Select every line holding the word "React" and copy it.

━━ Supplied data

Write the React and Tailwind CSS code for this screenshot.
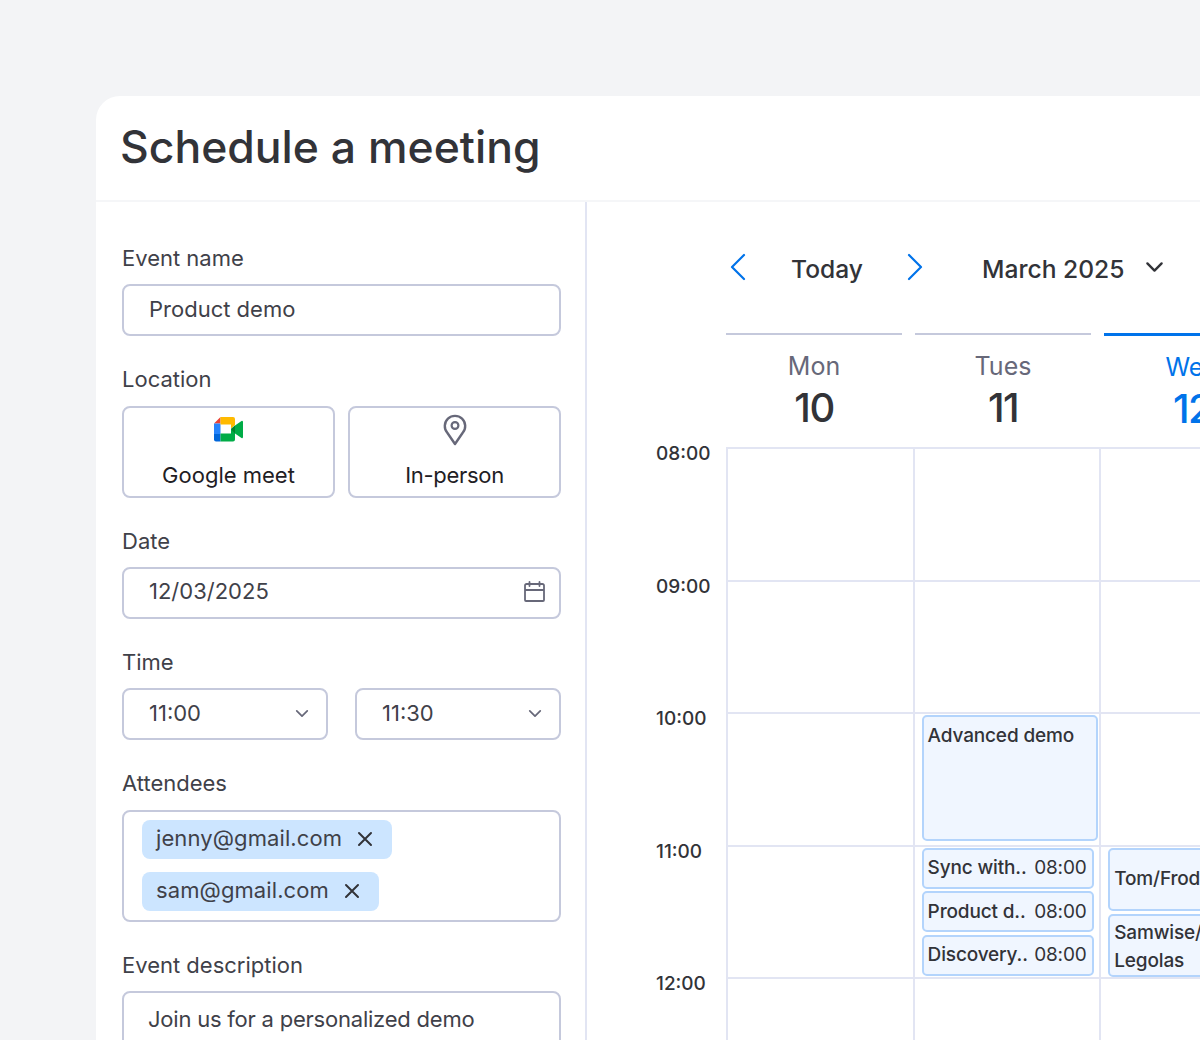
import React from "react";

function Chevron({ className = "" }) {
  return (
    <svg viewBox="0 0 16 10" fill="none" className={className}>
      <path d="M2 2l6 6 6-6" stroke="currentColor" strokeWidth="2" strokeLinecap="round" strokeLinejoin="round" />
    </svg>
  );
}

function MeetIcon() {
  return (
    <svg viewBox="0 0 30 25" className="h-[25px] w-[30px]">
      <path d="M6.5 0L0 6.5h6.5z" fill="#ea4335" />
      <path d="M0 6.5h6.5V17H0z" fill="#2684fc" />
      <path d="M0 17h6.5v7.5H2a2 2 0 0 1-2-2z" fill="#0066da" />
      <path d="M6.5 0H19a2 2 0 0 1 2 2v6l-4 3.5V7.5H6.5z" fill="#ffba00" />
      <path d="M6.5 16.5H17V12l4-3.5V22.500a2 2 0 0 1-2 2H6.500z" fill="#00ac47" />
      <path d="M17 12l4-3.5v8L17 12z" fill="#00832d" />
      <path d="M21 8.500L27.500 4a1 1 0 0 1 1.500 1v15a1 1 0 0 1-1.500 1L21 16.500z" fill="#00ac47" />
    </svg>
  );
}

function PinIcon() {
  return (
    <svg viewBox="0 0 24 32" fill="none" className="h-[32px] w-[24px] text-[#676879]">
      <path d="M12 30L4.300 18.800a10.200 10.200 0 1 1 15.400 0L12 30z" stroke="currentColor" strokeWidth="2.400" strokeLinejoin="round" />
      <circle cx="12" cy="11.500" r="3.400" stroke="currentColor" strokeWidth="2.200" />
    </svg>
  );
}

function CalendarIcon() {
  return (
    <svg viewBox="0 0 21 21" fill="none" className="h-[21px] w-[21px] text-[#676879]">
      <path d="M5.500 3H2.500A1.500 1.500 0 0 0 1 4.500V19a1 1 0 0 0 1 1h17a1 1 0 0 0 1-1V4.500A1.500 1.500 0 0 0 18.500 3h-3M5.500 3h10M1 9h19M5.500 1v4M15.500 1v4" stroke="currentColor" strokeWidth="1.800" strokeLinecap="round" />
    </svg>
  );
}

function CloseIcon() {
  return (
    <svg viewBox="0 0 16 16" fill="none" className="h-[16px] w-[16px] text-[#323338]">
      <path d="M2 2l12 12M14 2L2 14" stroke="currentColor" strokeWidth="2" strokeLinecap="round" />
    </svg>
  );
}

function Field({ label, children }) {
  return (
    <div className="flex flex-col">
      <div className="mb-[14.33px] h-[24px] text-[22px] leading-[24px] text-[#3f4149]">{label}</div>
      {children}
    </div>
  );
}

function Input({ children }) {
  return (
    <div className="flex h-[52px] items-center justify-between rounded-lg border-2 border-[#c5c9dc] bg-white pb-[2px] pl-[25px] pr-[14px] text-[22px] text-[#3f4149]">
      {children}
    </div>
  );
}

function Chip({ children }) {
  return (
    <div className="flex h-[39px] w-fit items-center gap-[15px] rounded-lg bg-[#cce5ff] pl-[14px] pr-[19px] text-[22px] tracking-[0.1px] text-[#3f4149]">
      <span className="pb-[1px]">{children}</span>
      <CloseIcon />
    </div>
  );
}

function LocationButton({ icon, children }) {
  return (
    <div className="flex h-[92px] flex-col items-center justify-end rounded-lg border-2 border-[#c5c9dc] bg-white pb-[6px] text-[22px] text-[#1f2024]">
      <div className="mb-[14px] flex h-[32px] items-center justify-center">{icon}</div>
      <span className="leading-[30px]">{children}</span>
    </div>
  );
}

function Event({ className = "", children }) {
  return (
    <div className={"shrink-0 rounded-[5px] border-2 border-[#b3d4fc] bg-[#f0f6ff] pl-[4px] pr-[5px] text-[19px] font-medium leading-[28px] tracking-[-0.15px] text-[#323338] " + className}>
      {children}
    </div>
  );
}

function SmallEvent({ name, time }) {
  return (
    <Event className="flex h-[41px] w-[172px] items-center justify-between whitespace-nowrap">
      <span>{name}</span>
      <span className="font-normal">{time}</span>
    </Event>
  );
}

function Row({ time, tue, wed }) {
  return (
    <div className="flex h-[132.5px]">
      <div className="w-[71px] shrink-0 pl-[1px] text-[19px] font-medium leading-[14px] text-[#323338]">{time}</div>
      <div className="h-full w-[186.6px] shrink-0 border-l-2 border-t-2 border-[#e2e5f3]" />
      <div className="h-full w-[186.6px] shrink-0 border-l-2 border-t-2 border-[#e2e5f3] pl-[7px]">{tue}</div>
      <div className="h-full w-[186.6px] shrink-0 border-l-2 border-t-2 border-[#e2e5f3] pl-[7px]">{wed}</div>
      <div className="h-full w-[186.6px] shrink-0 border-l-2 border-t-2 border-[#e2e5f3]" />
    </div>
  );
}

function DayHead({ name, num, active }) {
  return (
    <div className="flex w-[176px] shrink-0 flex-col items-center">
      <div className={"w-full " + (active ? "h-[3px] bg-[#0073ea]" : "h-[2px] bg-[#c5c9dc]")} />
      <div className={"pt-[15px] text-[25px] leading-[32px] " + (active ? "pb-[1px] text-[#0073ea]" : "pb-[1px] text-[#676879]")}>{name}</div>
      <div className={"text-[40px] font-medium leading-[50px] tracking-[-1.5px] " + (active ? "text-[#0073ea]" : "text-[#323338]")}>{num}</div>
    </div>
  );
}

export default function App() {
  return (
    <div className="h-[1040px] w-[1200px] overflow-hidden bg-[#f3f4f6] pl-[96px] pt-[96px] font-['Inter',sans-serif]">
      <div className="w-[1400px] rounded-tl-3xl bg-white">
        <div className="flex h-[106px] items-center border-b-2 border-[#f5f6f8] pb-[2px] pl-[24px] text-[44.5px] font-medium text-[#323338]">
          Schedule a meeting
        </div>
        <div className="flex">
          <div className="flex w-[491px] shrink-0 flex-col gap-[31px] border-r-2 border-[#e2e5f3] pb-10 pl-[26px] pr-[24px] pt-[44px]">
            <Field label="Event name">
              <Input>Product demo</Input>
            </Field>
            <Field label="Location">
              <div className="flex gap-[13px]">
                <div className="flex-1"><LocationButton icon={<MeetIcon />}>Google meet</LocationButton></div>
                <div className="flex-1"><LocationButton icon={<PinIcon />}><span className="tracking-[-0.3px]">In-person</span></LocationButton></div>
              </div>
            </Field>
            <Field label="Date">
              <Input>
                <span>12/03/2025</span>
                <CalendarIcon />
              </Input>
            </Field>
            <Field label="Time">
              <div className="flex gap-[27px]">
                <div className="flex-1">
                  <Input>
                    <span>11:00</span>
                    <Chevron className="mr-[3px] h-[9px] w-[14px] text-[#676879]" />
                  </Input>
                </div>
                <div className="flex-1">
                  <Input>
                    <span>11:30</span>
                    <Chevron className="mr-[3px] h-[9px] w-[14px] text-[#676879]" />
                  </Input>
                </div>
              </div>
            </Field>
            <Field label="Attendees">
              <div className="flex h-[112px] flex-col gap-[13px] rounded-lg border-2 border-[#c5c9dc] pl-[18px] pt-[8px]">
                <Chip>jenny@gmail.com</Chip>
                <Chip>sam@gmail.com</Chip>
              </div>
            </Field>
            <Field label="Event description">
              <div className="h-[120px] rounded-lg border-2 border-[#c5c9dc] pl-[24px] pt-[10px] text-[22px] tracking-[-0.22px] text-[#3f4149]">
                Join us for a personalized demo
              </div>
            </Field>
          </div>
          <div className="min-w-0 flex-1 pl-[139px] pt-[50px]">
            <div className="flex h-[32px] items-center text-[24.6px] font-medium text-[#323338]">
              <svg viewBox="0 0 16 28" fill="none" className="mb-[3px] ml-[4px] h-[28px] w-[16px] text-[#0073ea]">
                <path d="M14 2L2 14l12 12" stroke="currentColor" strokeWidth="2.200" strokeLinecap="round" strokeLinejoin="round" />
              </svg>
              <span className="ml-[45px] w-[116px] pt-[3px]">Today</span>
              <svg viewBox="0 0 16 28" fill="none" className="mb-[3px] h-[28px] w-[16px] text-[#0073ea]">
                <path d="M2 2l12 12L2 26" stroke="currentColor" strokeWidth="2.200" strokeLinecap="round" strokeLinejoin="round" />
              </svg>
              <span className="ml-[59px] whitespace-nowrap pt-[3px]">March 2025</span>
              <Chevron className="mb-[3px] ml-[21px] h-[12px] w-[19px] text-[#323338]" />
            </div>
            <div className="mt-[49px] flex gap-[13px]">
              <DayHead name="Mon" num="10" />
              <DayHead name="Tues" num="11" />
              <DayHead name="Wed" num="12" active />
            </div>
            <div className="-ml-[71px] mt-[13px]">
              <Row time="08:00" />
              <Row time="09:00" />
              <Row
                time="10:00"
                tue={<Event className="mt-[1px] h-[126px] w-[176px] pt-[5px]">Advanced demo</Event>}
              />
              <Row
                time="11:00"
                tue={
                  <div className="flex flex-col gap-[2.5px] pt-[1px]">
                    <SmallEvent name="Sync with.." time="08:00" />
                    <SmallEvent name="Product d.." time="08:00" />
                    <SmallEvent name="Discovery.." time="08:00" />
                  </div>
                }
                wed={
                  <div className="flex flex-col gap-[3px] pt-[1px]">
                    <Event className="flex h-[63px] w-[172px] items-center whitespace-nowrap">Tom/Frodo</Event>
                    <Event className="flex h-[63px] w-[172px] items-center pt-[4px]">Samwise/<br />Legolas</Event>
                  </div>
                }
              />
              <Row time="12:00" />
            </div>
          </div>
        </div>
      </div>
    </div>
  );
}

━━━━

Task answer:
Write the React and Tailwind CSS code for this screenshot.
import React from "react";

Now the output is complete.